** Task to carry out **
In the lines below, output everything from the first line through the line containing "</template>" exactly as it is. Pictures are not part of the output.

** Material **

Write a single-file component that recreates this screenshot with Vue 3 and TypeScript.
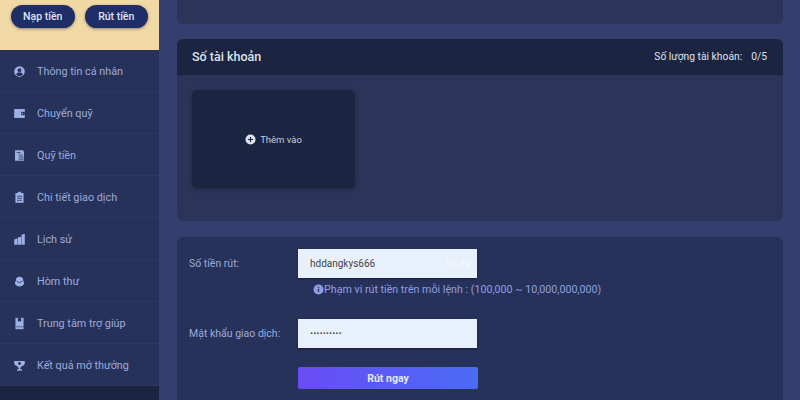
<template>
  <div class="page">
    <aside class="sidebar">
      <div class="wallet">
        <button class="pill">Nạp tiền</button>
        <button class="pill">Rút tiền</button>
      </div>
      <ul class="menu">
        <li v-for="item in menu" :key="item.label" class="menu-item">
          <svg class="menu-icon" viewBox="0 0 16 16" v-html="item.icon"></svg>
          <span>{{ item.label }}</span>
        </li>
        <li class="menu-item active"></li>
      </ul>
    </aside>

    <main class="content">
      <section class="card top-card"></section>

      <section class="card account-card">
        <header class="card-header">
          <h2>Số tài khoản</h2>
          <span class="count">Số lượng tài khoản:<b>0/5</b></span>
        </header>
        <div class="account-body">
          <div class="add-box">
            <svg class="plus" viewBox="0 0 12 12">
              <circle cx="6" cy="6" r="5.5" fill="#dfe3ea" />
              <path d="M3.2 6h5.6M6 3.2v5.6" stroke="#1b2440" stroke-width="1.3" />
            </svg>
            <span>Thêm vào</span>
          </div>
        </div>
      </section>

      <section class="card form-card">
        <div class="form-row">
          <label>Số tiền rút:</label>
          <div class="field">
            <span>hddangkys666</span>
            <em>Tối đa</em>
          </div>
        </div>
        <p class="hint">
          <svg class="info" viewBox="0 0 12 12">
            <circle cx="6" cy="6" r="5.5" fill="#8f9fe0" />
            <path d="M6 5.2v3.6M6 3v1.2" stroke="#27325a" stroke-width="1.4" />
          </svg>
          <span>Phạm vi rút tiền trên mỗi lệnh : (100,000 ~ 10,000,000,000)</span>
        </p>
        <div class="form-row second">
          <label>Mật khẩu giao dịch:</label>
          <div class="field"><span class="dots">··········</span></div>
        </div>
        <button class="submit">Rút ngay</button>
      </section>
    </main>
  </div>
</template>

<script setup lang="ts">
interface MenuItem {
  label: string
  icon: string
}

const fill = 'fill="#9fb0e6"'

const menu: MenuItem[] = [
  {
    label: 'Thông tin cá nhân',
    icon: `<circle cx="8" cy="8" r="6.5" ${fill}/><circle cx="8" cy="6.4" r="2.3" fill="#27325a"/><path d="M3.8 12.2c.8-2.4 2.4-3.2 4.2-3.2s3.4.8 4.2 3.2c-2.4 1.8-6 1.8-8.4 0z" fill="#27325a"/>`
  },
  {
    label: 'Chuyển quỹ',
    icon: `<path d="M1.500 2.500h13v11h-13z" ${fill}/><path d="M10 6h4.500v4H10z" fill="#27325a"/><circle cx="11.500" cy="8" r=".9" ${fill}/>`
  },
  {
    label: 'Quỹ tiền',
    icon: `<path d="M2.500 1.500h9.500l1.500 1.500V14.500h-11z" ${fill}/><path d="M7 7.500h5M7 10h6M7 12.500h6" stroke="#27325a"/><path d="M4.500 4.500h5" stroke="#27325a"/>`
  },
  {
    label: 'Chi tiết giao dịch',
    icon: `<path d="M3 2.500h10V14.500H3z" ${fill}/><path d="M6 1h4v2H6z" ${fill}/><path d="M5 6.500h6M5 9h6M5 11.500h6" stroke="#27325a"/>`
  },
  {
    label: 'Lịch sử',
    icon: `<path d="M1.500 8l4-1.500V14.500h-4zM6 5.500l4-1V14.500H6zM10.500 2l4-1V14.500h-4z" ${fill}/>`
  },
  {
    label: 'Hòm thư',
    icon: `<circle cx="8" cy="6.500" r="4.500" ${fill}/><path d="M2.500 8h11v3c-1 2-3 3-5.500 3s-4.500-1-5.500-3z" ${fill}/><path d="M4.500 7.500L8 9.500l3.500-2" stroke="#27325a" fill="none"/>`
  },
  {
    label: 'Trung tâm trợ giúp',
    icon: `<path d="M3 1h10v14H3z" ${fill}/><path d="M6 1h4v5L8 4.700 6 6z" fill="#27325a"/><path d="M3 12h10" stroke="#27325a" stroke-width=".7"/>`
  },
  {
    label: 'Kết quả mở thưởng',
    icon: `<path d="M1.500 2.500h13v2.500c0 2-1.500 3.500-3.500 3.700C10.300 10 9.300 10.600 9 11v1.500h2V14.500H5V12.500h2V11c-.3-.4-1.300-1-2-2.300C3 8.500 1.500 7 1.500 5z" ${fill}/><circle cx="8" cy="5.500" r="1.800" fill="#27325a"/>`
  }
]
</script>

<style>
html,
body {
  margin: 0;
  background: #33406f;
}
</style>

<style scoped>
.page {
  display: flex;
  width: 800px;
  height: 400px;
  overflow: hidden;
  background: #33406f;
  font-family: Roboto, "Liberation Sans", Arial, sans-serif;
}

.sidebar {
  flex: 0 0 159px;
  background: #27325a;
}

.wallet {
  display: flex;
  gap: 10px;
  justify-content: center;
  box-sizing: border-box;
  height: 50px;
  padding: 5px 11px 0 11px;
  background: #f0d9a5;
}

.pill {
  flex: 1;
  height: 23px;
  padding: 0;
  border: none;
  border-radius: 12px;
  background: #1f2e66;
  color: #dfe5f5;
  font: 500 10.500px Roboto, "Liberation Sans", sans-serif;
  box-shadow: 0 1px 3px rgba(40, 40, 60, 0.5);
}

.menu {
  margin: 0;
  padding: 0;
  list-style: none;
}

.menu-item {
  display: flex;
  align-items: center;
  gap: 11px;
  box-sizing: border-box;
  height: 42px;
  padding: 1px 0 0 13px;
  border-bottom: 1px solid #2e3963;
  color: #9dabdc;
  font-size: 10.800px;
}

.menu-item.active {
  background: #1b2440;
  border-bottom: none;
}

.menu-icon {
  flex: 0 0 13px;
  width: 13px;
  height: 13px;
}

.content {
  flex: 1;
  display: flex;
  flex-direction: column;
  gap: 15px;
  min-width: 0;
  padding: 0 17px 0 18px;
}

.card {
  flex: none;
  border-radius: 6px;
  background: #2b3559;
}

.top-card {
  height: 24px;
  border-radius: 0 0 6px 6px;
}

.account-card {
  height: 182px;
}

.card-header {
  display: flex;
  align-items: center;
  justify-content: space-between;
  height: 36px;
  padding: 0 16px 2px 15px;
  box-sizing: border-box;
  border-radius: 6px 6px 0 0;
  background: #1b2440;
  color: #dfe3ea;
}

.card-header h2 {
  margin: 0;
  font-size: 12.500px;
  font-weight: 500;
}

.count {
  font-size: 10.300px;
}

.count b {
  margin-left: 9px;
  font-weight: 400;
}

.account-body {
  padding: 15px 15px;
}

.add-box {
  display: flex;
  align-items: center;
  justify-content: center;
  gap: 4px;
  width: 163px;
  height: 98px;
  border-radius: 5px;
  background: #1b2440;
  color: #c9ced9;
  font-size: 9.500px;
  box-shadow: 0 1px 4px rgba(20, 26, 50, 0.5);
}

.plus {
  width: 11px;
  height: 11px;
}

.form-card {
  flex: 1;
  margin-top: 1px;
  padding: 12px 0 0 12px;
  background: #27325a;
  min-height: 170px;
}

.form-row {
  display: flex;
  align-items: center;
}

.form-row.second {
  margin-top: 23px;
}

.form-row label {
  flex: 0 0 109px;
  color: #9dabdc;
  font-size: 10.500px;
}

.field {
  display: flex;
  align-items: center;
  justify-content: space-between;
  box-sizing: border-box;
  width: 179px;
  height: 29px;
  padding: 0 7px 0 12px;
  background: #e8f0fb;
  color: #444;
  font-size: 10px;
  box-shadow: 0 1px 2px rgba(10, 14, 30, 0.6);
}

.field em {
  color: #f5f8fd;
  font-size: 9px;
  font-style: normal;
  font-weight: 500;
}

.dots {
  font-size: 10.500px;
  font-weight: 700;
}

.hint {
  display: flex;
  align-items: center;
  margin: 5px 0 0 124px;
  color: #8f9fe0;
  font-size: 10.700px;
  white-space: nowrap;
}

.info {
  flex: none;
  width: 11px;
  height: 11px;
}

.submit {
  display: block;
  width: 180px;
  height: 22px;
  margin: 19px 0 0 109px;
  padding: 0;
  border: none;
  border-radius: 2px;
  background: linear-gradient(90deg, #6a4cf5, #4a6cf5);
  color: #e4e8f8;
  font: 700 10.500px Roboto, "Liberation Sans", sans-serif;
}
</style>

** Correct answer **
Write a single-file component that recreates this screenshot with Vue 3 and TypeScript.
<template>
  <div class="page">
    <aside class="sidebar">
      <div class="wallet">
        <button class="pill">Nạp tiền</button>
        <button class="pill">Rút tiền</button>
      </div>
      <ul class="menu">
        <li v-for="item in menu" :key="item.label" class="menu-item">
          <svg class="menu-icon" viewBox="0 0 16 16" v-html="item.icon"></svg>
          <span>{{ item.label }}</span>
        </li>
        <li class="menu-item active"></li>
      </ul>
    </aside>

    <main class="content">
      <section class="card top-card"></section>

      <section class="card account-card">
        <header class="card-header">
          <h2>Số tài khoản</h2>
          <span class="count">Số lượng tài khoản:<b>0/5</b></span>
        </header>
        <div class="account-body">
          <div class="add-box">
            <svg class="plus" viewBox="0 0 12 12">
              <circle cx="6" cy="6" r="5.5" fill="#dfe3ea" />
              <path d="M3.2 6h5.6M6 3.2v5.6" stroke="#1b2440" stroke-width="1.3" />
            </svg>
            <span>Thêm vào</span>
          </div>
        </div>
      </section>

      <section class="card form-card">
        <div class="form-row">
          <label>Số tiền rút:</label>
          <div class="field">
            <span>hddangkys666</span>
            <em>Tối đa</em>
          </div>
        </div>
        <p class="hint">
          <svg class="info" viewBox="0 0 12 12">
            <circle cx="6" cy="6" r="5.5" fill="#8f9fe0" />
            <path d="M6 5.2v3.6M6 3v1.2" stroke="#27325a" stroke-width="1.4" />
          </svg>
          <span>Phạm vi rút tiền trên mỗi lệnh : (100,000 ~ 10,000,000,000)</span>
        </p>
        <div class="form-row second">
          <label>Mật khẩu giao dịch:</label>
          <div class="field"><span class="dots">··········</span></div>
        </div>
        <button class="submit">Rút ngay</button>
      </section>
    </main>
  </div>
</template>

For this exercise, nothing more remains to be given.